"The National Parks of the U.S.A." by James V. Murfin (Mayflower, illustrated with color photographs; 320 pages; $25).
This 9-by-12 1/2 volume is an unforgettable excursion through the 40 U.S. National Parks, from the Great Smokey Mountains and the Shenandoah to the incomparable Yosemite and the newly-founded Channel Islands.
The author, James V. Murfin, lives in Rockville, Md., with his wife and three children. He has been a writer and publications manager for the National Park Service 14 years. The book relects his personal observations in travels throughout the nation. He is the author of several other books, including "The Gleam of Bayonets" and "The Fields of Antietam" and numerous magazine articles.
The eruption of Mount St. Helens has told us -- "perhaps reminded us is better -- tragically, yet so vividly," he says, "that all is not yet done on this earth. The Colorado River slowly grinds away at the floor of the Grand Canyon, and at Bryce and Zion and Arches and the Canyonlands of Utah, the winds and rains inexorably carve and slice the landscape, but here the processes are extremely slow and these places have become attractions of beauty where changes are barely perceived from one generation to the next.
"The Badlands of the Dakotas, constantly changing now as in prehistoric times, indeed resemble the scientific descriptions of newly explored planets. Often called a vast wasteland, it is that only to men who tried and failed to tame what the Dakota Indians called mako sica; and the early French trappers called les mauvaises terres -- the bad lands.
"The earth is ever changing here. As the elements alter the Grand Canyon until someday only a plateau will remain, so the winds and rains and rivers will someday vanquish the strange and forbidding Dakota Badlands as they have done before. It is an unending process of erosion that moves so rapidly it alters from generation to generation.
"This was at one time, to put it in rather simplistic terms, the dumping ground for much of the West's erosion. Volcanic ash from the Yellowstone region fell from the westerly winds, and the waters of the highlands continued to deposit sediment.
"Gradually the climate changed. The mammals died, and with diminishing rains and dry north winds, grasslands replaced the marshes. Now the rivers, instead of building, carry away. Tributaries of the White River carve the soft sediment, exposing the remaining formations to the rain and wind, leaving bizarre, colorful spires, pinnacles, massive buttes and jagged ridges. Some life clings here and there, small islands of hope in an unfriendly landscape.

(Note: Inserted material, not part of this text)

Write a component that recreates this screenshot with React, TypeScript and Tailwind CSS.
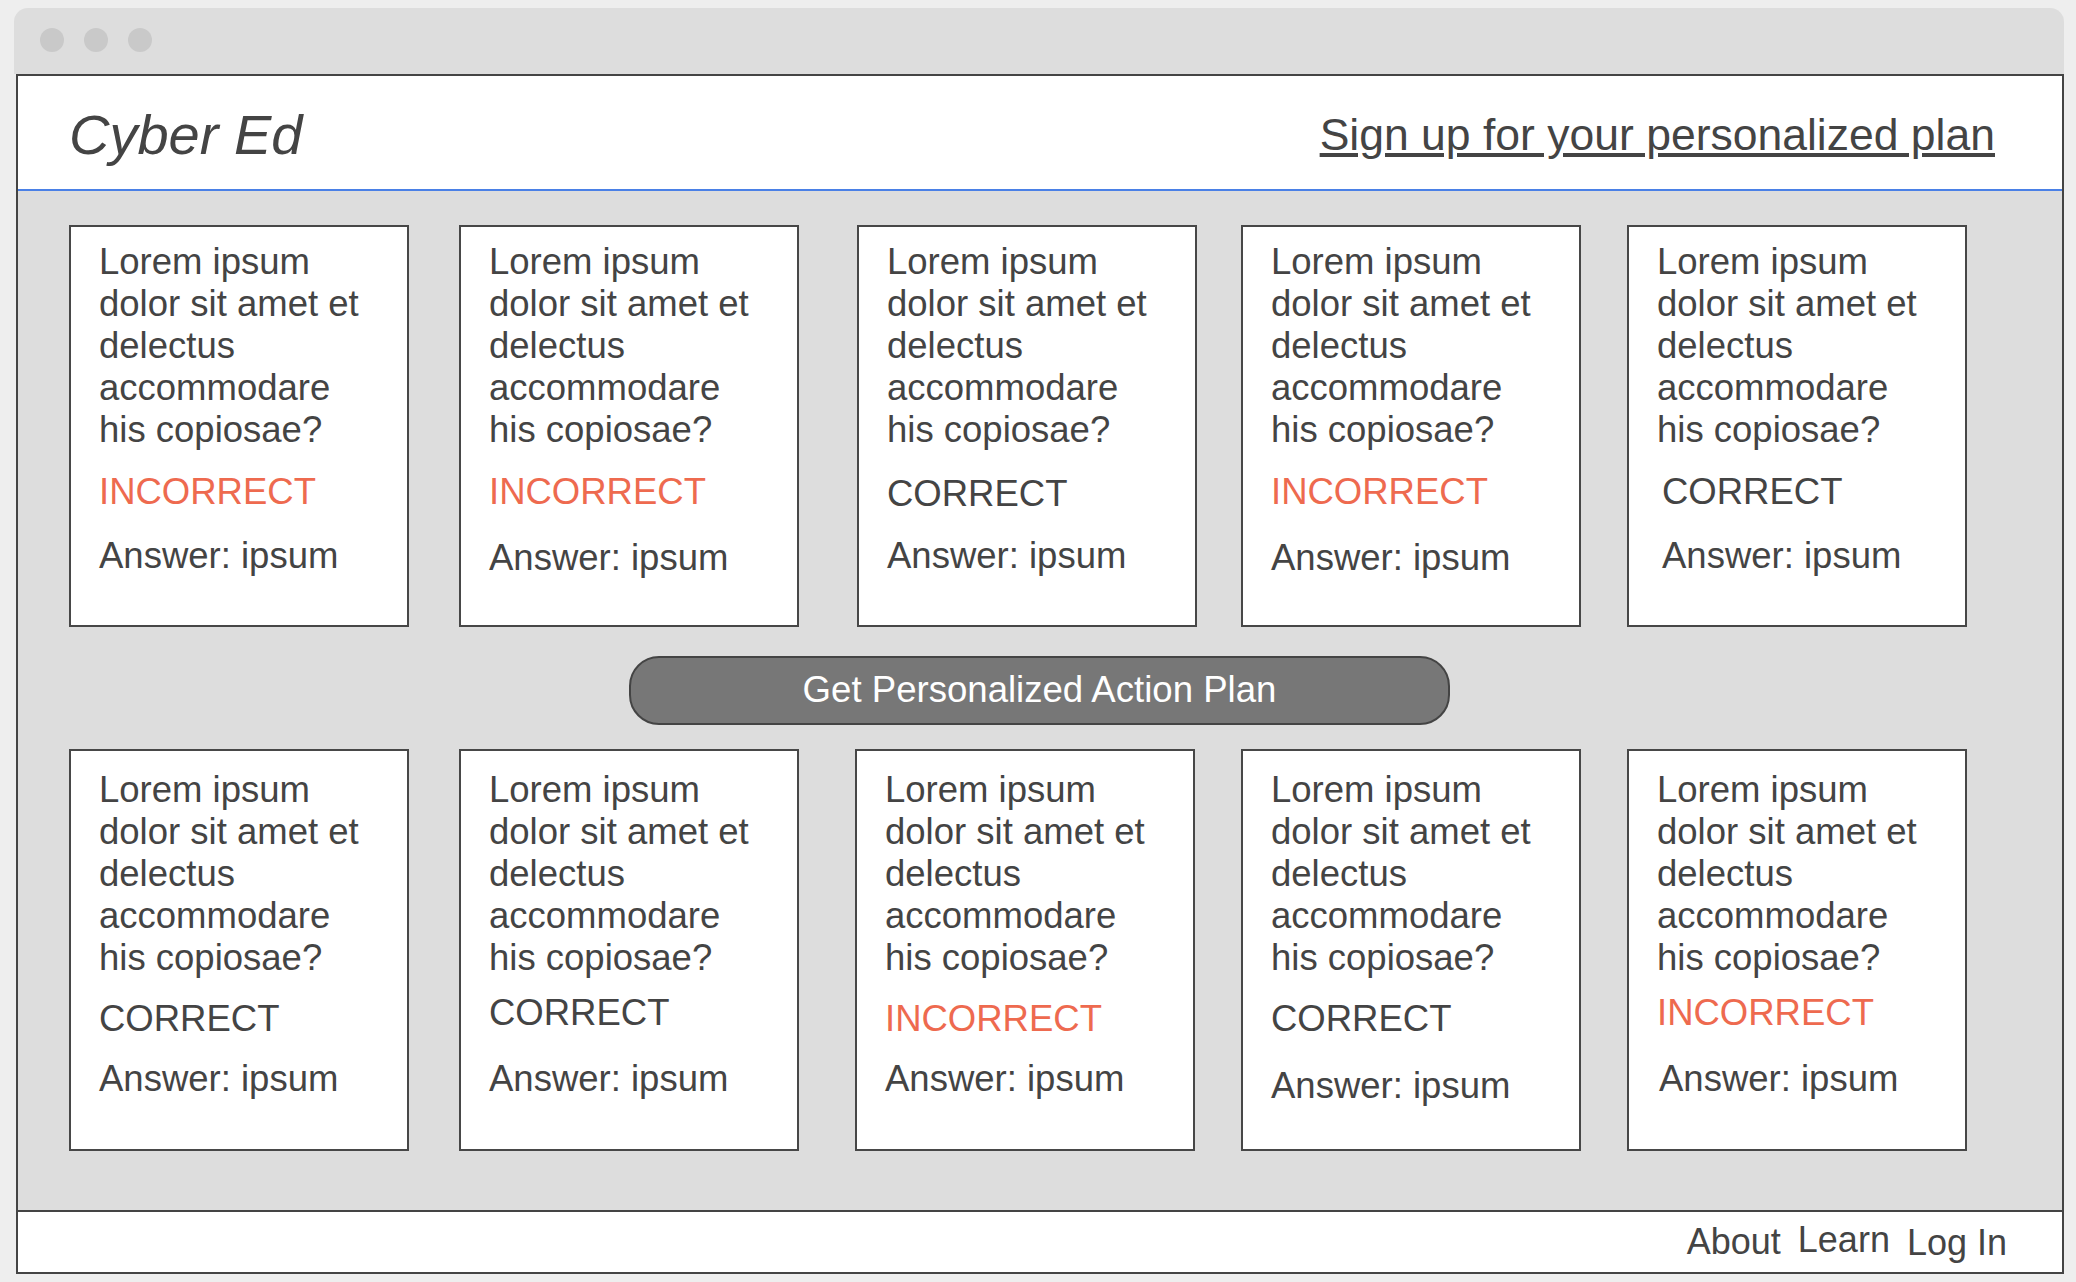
import React from 'react';

type Card = {
  status: 'CORRECT' | 'INCORRECT';
  ml: string;
  statusMt: string;
  answerMt: string;
  statusPl?: string;
  answerPl?: string;
};

const QUESTION = 'Lorem ipsum dolor sit amet et delectus accommodare his copiosae?';

const TOP_ROW: Card[] = [
  { status: 'INCORRECT', ml: 'ml-0', statusMt: 'mt-[20px]', answerMt: 'mt-[22px]' },
  { status: 'INCORRECT', ml: 'ml-[50px]', statusMt: 'mt-[20px]', answerMt: 'mt-[24px]' },
  { status: 'CORRECT', ml: 'ml-[58px]', statusMt: 'mt-[22px]', answerMt: 'mt-[20px]' },
  { status: 'INCORRECT', ml: 'ml-[44px]', statusMt: 'mt-[20px]', answerMt: 'mt-[24px]' },
  { status: 'CORRECT', ml: 'ml-[46px]', statusMt: 'mt-[20px]', answerMt: 'mt-[22px]', statusPl: 'pl-[5px]', answerPl: 'pl-[5px]' },
];

const BOTTOM_ROW: Card[] = [
  { status: 'CORRECT', ml: 'ml-0', statusMt: 'mt-[19px]', answerMt: 'mt-[18px]' },
  { status: 'CORRECT', ml: 'ml-[50px]', statusMt: 'mt-[13px]', answerMt: 'mt-[24px]' },
  { status: 'INCORRECT', ml: 'ml-[56px]', statusMt: 'mt-[19px]', answerMt: 'mt-[18px]' },
  { status: 'CORRECT', ml: 'ml-[46px]', statusMt: 'mt-[19px]', answerMt: 'mt-[25px]' },
  { status: 'INCORRECT', ml: 'ml-[46px]', statusMt: 'mt-[13px]', answerMt: 'mt-[24px]', answerPl: 'pl-[2px]' },
];

function QuizCard({ card, pt }: { card: Card; pt: string }) {
  const statusColor = card.status === 'INCORRECT' ? 'text-[#ee6a4f]' : 'text-[#444444]';
  return (
    <div className={`flex h-[402px] w-[340px] shrink-0 flex-col border-2 border-[#474747] bg-white pl-[28px] pr-[24px] text-[36.5px] ${pt} ${card.ml}`}>
      <p className="leading-[42px]">{QUESTION}</p>
      <p className={`leading-[42px] ${statusColor} ${card.statusMt} ${card.statusPl ?? ''}`}>{card.status}</p>
      <p className={`leading-[42px] ${card.answerMt} ${card.answerPl ?? ''}`}>Answer: ipsum</p>
    </div>
  );
}

export default function App() {
  return (
    <div className="min-h-[1282px] w-full bg-[#eeeeee] pl-[14px] pt-[8px] font-['Liberation_Sans',Arial,sans-serif] text-[36px] text-[#444444]">
      <div className="w-[2050px]">
        {/* Window title bar */}
        <div className="flex h-[66px] gap-[20px] rounded-t-[14px] bg-[#dddddd] pl-[26px] pt-[20px]">
          <span className="h-[24px] w-[24px] rounded-full bg-[#c9c9c9]" />
          <span className="h-[24px] w-[24px] rounded-full bg-[#c9c9c9]" />
          <span className="h-[24px] w-[24px] rounded-full bg-[#c9c9c9]" />
        </div>

        {/* Browser body */}
        <div className="ml-[2px] w-[2048px] border-2 border-[#444444] bg-[#dddddd]">
          <header className="flex h-[115px] items-start justify-between border-b-2 border-[#4a80e6] bg-white pl-[51px] pr-[67px]">
            <span className="mt-[31px] text-[56px] italic leading-none">Cyber Ed</span>
            <a href="#" className="mt-[37px] text-[44.5px] leading-none underline">
              Sign up for your personalized plan
            </a>
          </header>

          <main className="flex h-[1019px] flex-col pl-[51px] pt-[34px]">
            <div className="flex">
              {TOP_ROW.map((c, i) => (
                <QuizCard key={i} card={c} pt="pt-[14px]" />
              ))}
            </div>

            <div className="ml-[560px] mt-[29px] flex h-[69px] w-[821px] items-center justify-center rounded-[30px] border-2 border-[#444444] bg-[#777777] text-[36.6px] text-white">
              Get Personalized Action Plan
            </div>

            <div className="mt-[24px] flex">
              {BOTTOM_ROW.map((c, i) => (
                <QuizCard key={i} card={c} pt="pt-[18px]" />
              ))}
            </div>
          </main>

          <footer className="flex h-[62px] items-start justify-end border-t-2 border-[#444444] bg-white pr-[55px] leading-none">
            <span className="mt-[12px]">About</span>
            <span className="ml-[17px] mt-[10px]">Learn</span>
            <span className="ml-[17px] mt-[13px]">Log In</span>
          </footer>
        </div>
      </div>
    </div>
  );
}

"Badlands National Monument was established in 1939 to preserve this unique scenery and to protect the great fossil resources and native prairie. The monument was elevated to national park status in 1978 . . .
"Oddly enough little was known about the interior structure of this land until 1951 when oil was discovered and debris from drilling began to yield the secrets of millions of years of land deposition.

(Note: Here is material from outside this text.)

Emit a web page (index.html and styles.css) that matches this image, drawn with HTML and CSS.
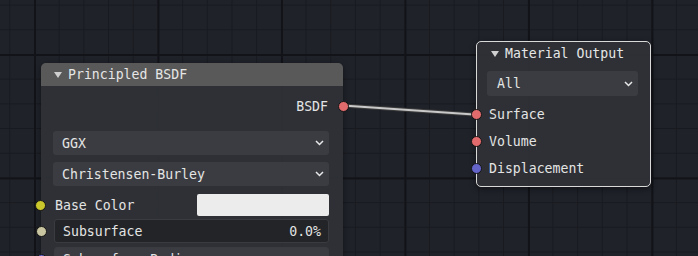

"Theodore Roosevelt was only one of many who not only found beauty in this bizarre landscape but who invested in the productivity of the land. His sojourns in the 1880's and 1890's were brief, but through his prolific writings he introduced this little known and barely inhabited frontier to America.

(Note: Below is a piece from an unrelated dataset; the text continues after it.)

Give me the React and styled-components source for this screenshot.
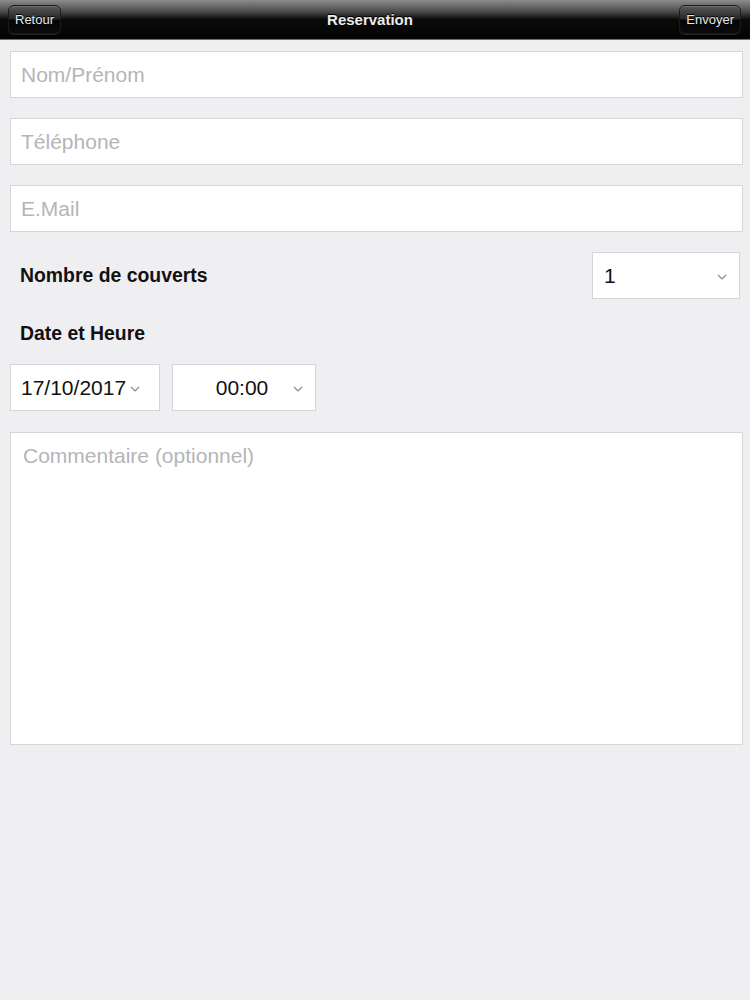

"No other president has been so closely identified with the Dakotas. It was during his life here that he began to appreciate the need for the conservation of America's natural resources. Before being elected to the White House, he was instrumental in organizing the Boone and Crockett Club, dedicated to preserving this country's big game. And it was during these days that he warned that the nation was rapidly exhausting its forests faster than they were being produced."